What is the derivative of \[\cos ecx\] ?

Answer 1

Hint: We already know the formula for finding the derivative of \[\cos ecx\] . But we will derive the answer properly using formulas and relations between the trigonometric identities.
Formula used:
Quotient rule \[\dfrac{d}{{dx}}\left[ {\dfrac{{f\left( x \right)}}{{g\left( x \right)}}} \right] = \dfrac{{g\left( x \right)f'\left( x \right) - f\left( x \right)g'\left( x \right)}}{{{{\left( {g\left( x \right)} \right)}^2}}}\]

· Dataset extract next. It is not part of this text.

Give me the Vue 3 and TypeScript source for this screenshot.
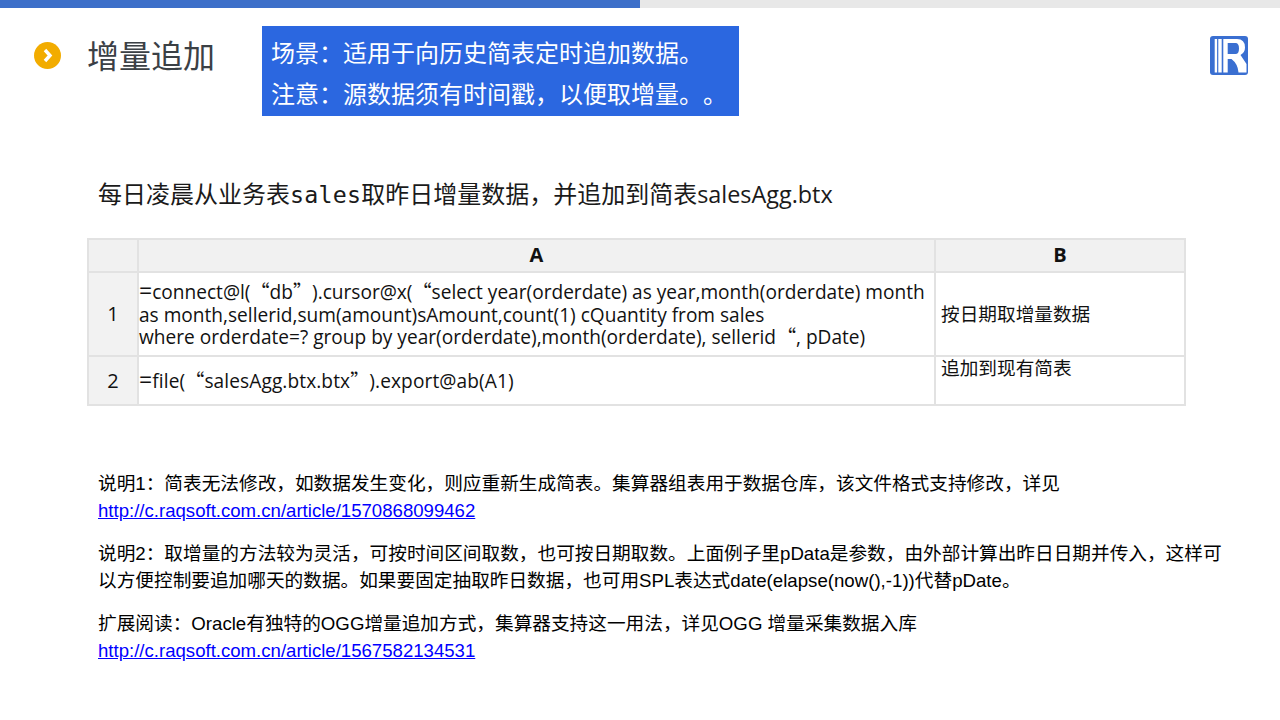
<script setup lang="ts">
interface Seg { t: string; cls: string }
const split = (line: string): Seg[] =>
  line
    .split(/([“”]|^=)/)
    .filter(Boolean)
    .map((t) => {
      if (t === '=') return { t, cls: 'eq' }
      if (t === '“' && line.includes('pDate')) return { t, cls: 'q tail' }
      if (t === '“' || t === '”') return { t, cls: 'q' }
      return { t, cls: '' }
    })

const rows = [
  {
    n: '1',
    a: ['=connect@l(“db”).cursor@x(“select year(orderdate) as year,month(orderdate) month', 'as month,sellerid,sum(amount)sAmount,count(1) cQuantity from sales', 'where orderdate=? group by year(orderdate),month(orderdate), sellerid “, pDate)'].map(split),
    b: '按日期取增量数据',
  },
  { n: '2', a: ['=file(“salesAgg.btx.btx”).export@ab(A1)'].map(split), b: '追加到现有简表' },
]
</script>

<template>
  <div class="slide">
    <div class="progress"><div class="progress-fill"></div></div>
    <header class="head">
      <span class="bullet">
        <svg width="27" height="27" viewBox="0 0 27 27">
          <circle cx="13.500" cy="13.500" r="13.500" fill="#f2ac00" />
          <path d="M11 8 L16 13.500 L11 19" fill="none" stroke="#fff" stroke-width="3.4" />
        </svg>
      </span>
      <h1 class="title">增量追加</h1>
      <div class="note">
        <div>场景：适用于向历史简表定时追加数据。</div>
        <div>注意：源数据须有时间戳，以便取增量。。</div>
      </div>
      <svg class="logo" width="38" height="39" viewBox="0 0 38 39">
        <rect width="38" height="39" rx="3" fill="#3a6fd1" />
        <rect x="4.700" y="3" width="2.400" height="33.500" fill="#fff" />
        <rect x="8.300" y="3" width="3.400" height="33.500" fill="#fff" />
        <path fill-rule="evenodd" d="M13.300 3 H27 Q35 3 35 11.500 Q35 16.500 30.500 19 L36.500 28 V36.500 H28.500 Q28 28 21.500 23 H17.700 V36.500 H13.300 Z M17.700 7 V18 H25.500 Q29 18 29 12.500 Q29 7 25.500 7 Z" fill="#fff" />
      </svg>
    </header>

    <p class="subtitle">每日凌晨从业务表<span class="mono">sales</span>取昨日增量数据，并追加到简表<span class="latin">salesAgg.btx</span></p>

    <div class="grid">
      <div class="cell hd"></div>
      <div class="cell hd">A</div>
      <div class="cell hd">B</div>
      <template v-for="r in rows" :key="r.n">
        <div class="cell idx">{{ r.n }}</div>
        <div class="cell code" :class="{ single: r.n === '2' }">
          <div v-for="(l, i) in r.a" :key="i"><span v-for="(s, j) in l" :key="j" :class="s.cls">{{ s.t }}</span></div>
        </div>
        <div class="cell remark" :class="{ top: r.n === '2' }">{{ r.b }}</div>
      </template>
    </div>

    <section class="notes">
      <p>说明1：简表无法修改，如数据发生变化，则应重新生成简表。集算器组表用于数据仓库，该文件格式支持修改，详见<br /><a href="#">http://c.raqsoft.com.cn/article/1570868099462</a></p>
      <p>说明2：取增量的方法较为灵活，可按时间区间取数，也可按日期取数。上面例子里pData是参数，由外部计算出昨日日期并传入，这样可以方便控制要追加哪天的数据。如果要固定抽取昨日数据，也可用SPL表达式date(elapse(now(),-1))代替pDate。</p>
      <p>扩展阅读：Oracle有独特的OGG增量追加方式，集算器支持这一用法，详见OGG 增量采集数据入库<br /><a href="#">http://c.raqsoft.com.cn/article/1567582134531</a></p>
    </section>
  </div>
</template>

<style>
html, body { margin: 0; background: #fff; }
</style>

<style scoped>
.slide {
  width: 1280px;
  height: 720px;
  overflow: hidden;
  background: #fff;
  font-family: "Liberation Sans", "Noto Sans CJK SC", sans-serif;
  color: #000;
  text-spacing-trim: space-all;
}
.progress { height: 8px; background: #e8e8e8; }
.progress-fill { width: 640px; height: 100%; background: #3d6fc9; }
.head {
  display: flex;
  align-items: flex-start;
  height: 90px;
  padding: 18px 32px 0 34px;
}
.bullet { display: flex; width: 27px; height: 27px; margin-top: 16px; }
.title {
  margin: 7px 0 0 26px;
  width: 128px;
  font-size: 32px;
  line-height: 48px;
  font-weight: 400;
  color: #3b4045;
}
.note {
  margin-left: 47px;
  width: 477px;
  height: 90px;
  box-sizing: border-box;
  padding: 7px 0 0 9px;
  background: #2b67e0;
  color: #fff;
  font-size: 24px;
  line-height: 41px;
}
.logo { margin: 10px 0 0 auto; }
.subtitle {
  margin: 54px 0 0 98px;
  height: 48px;
  font-size: 24px;
  line-height: 48px;
  font-family: "Open Sans", "Noto Sans CJK SC", sans-serif;
  color: #1a1a1a;
}
.mono { font-family: "DejaVu Sans Mono", monospace; font-size: 23.300px; letter-spacing: 0.200px; }
.latin { font-size: 23.400px; }
.grid {
  display: grid;
  grid-template-columns: 50px 797px 250px;
  grid-template-rows: 33px 84px 49px;
  width: 1097px;
  margin: 20px 0 0 87px;
  font-family: "Open Sans", "Noto Sans CJK SC", sans-serif;
  font-size: 18.670px;
  line-height: 22.500px;
  color: #111;
  border: solid #e2e2e2;
  border-width: 2px 0 0 2px;
}
.cell {
  box-sizing: border-box;
  border: solid #e2e2e2;
  border-width: 0 2px 2px 0;
  display: flex;
  align-items: center;
  white-space: nowrap;
}
.hd {
  justify-content: center;
  background: #f1f1f1;
  font-weight: 700;
  font-size: 20px;
}
.idx { justify-content: center; background: #f2f2f2; font-size: 20px; line-height: 20px; }
.code { display: block; padding: 8px 0 0 0; font-size: 19.100px; }
.code.single { padding-top: 13px; letter-spacing: 0.100px; }
.q { font-family: "Noto Sans CJK SC", sans-serif; line-height: 0; }
.tail { margin-left: -4px; }
.eq { font-size: 23px; line-height: 0; }
.remark { padding-left: 5px; }
.remark.top { align-items: flex-start; }
.notes {
  margin: 64px 0 0 98px;
  width: 1130px;
  font-size: 18.670px;
  line-height: 27px;
}
.notes p { margin: 0 0 16px; }
.notes a { color: #0000ff; text-decoration: underline; font-size: 18.600px; }
</style>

Complete step-by-step answer:
We know that,
derivative of \[\cos ecx\] is written or expressed as,
 \[\dfrac{d}{{dx}}\cos ecx\]
Now we will start deriving the formula,
We know that, \[\cos ecx = \dfrac{1}{{\sin x}}\]
Thus we can write,
 \[\dfrac{d}{{dx}}\dfrac{1}{{\sin x}}\]
Now we will use the quotient rule,
 \[ = \dfrac{{\sin x\left( 0 \right) - \cos x \times 1}}{{{{\left( {\sin x} \right)}^2}}}\]
On solving the terms we get,
 \[ = \dfrac{{ - \cos x}}{{{{\left( {\sin x} \right)}^2}}}\]
Now we will separate the terms as,
 \[ = \dfrac{{ - 1}}{{\sin x}}.\dfrac{{\cos x}}{{\sin x}}\]
We know that reciprocal of sin function is cosec and the ratio of cos to sin function is cot function. thus,
 \[ = - \cos ecx.\cot x\]
Thus we get the solution as,
 \[\dfrac{d}{{dx}}\cos ecx = - \cos ecx.\cot x\]
So, the correct answer is “ \[\dfrac{d}{{dx}}\cos ecx = - \cos ecx.\cot x\] ”.

Note: Note that the way we write the answer depends on the marks it is assigned for. Also note that sometimes in multiple choice questions they may give the second last step of the solution above as the derivative of \[\cos ecx\] but we as usual make it false. There we make mistakes. How?
 \[\dfrac{{ - 1}}{{\sin x}}.\dfrac{{\cos x}}{{\sin x}} = - \cos ecx.\cot x\]
This is the same answer but only more simplification makes it change. So do carefully read the answer. This frequently happens in trigonometry related questions. So one should be clear with the relations of the ratios.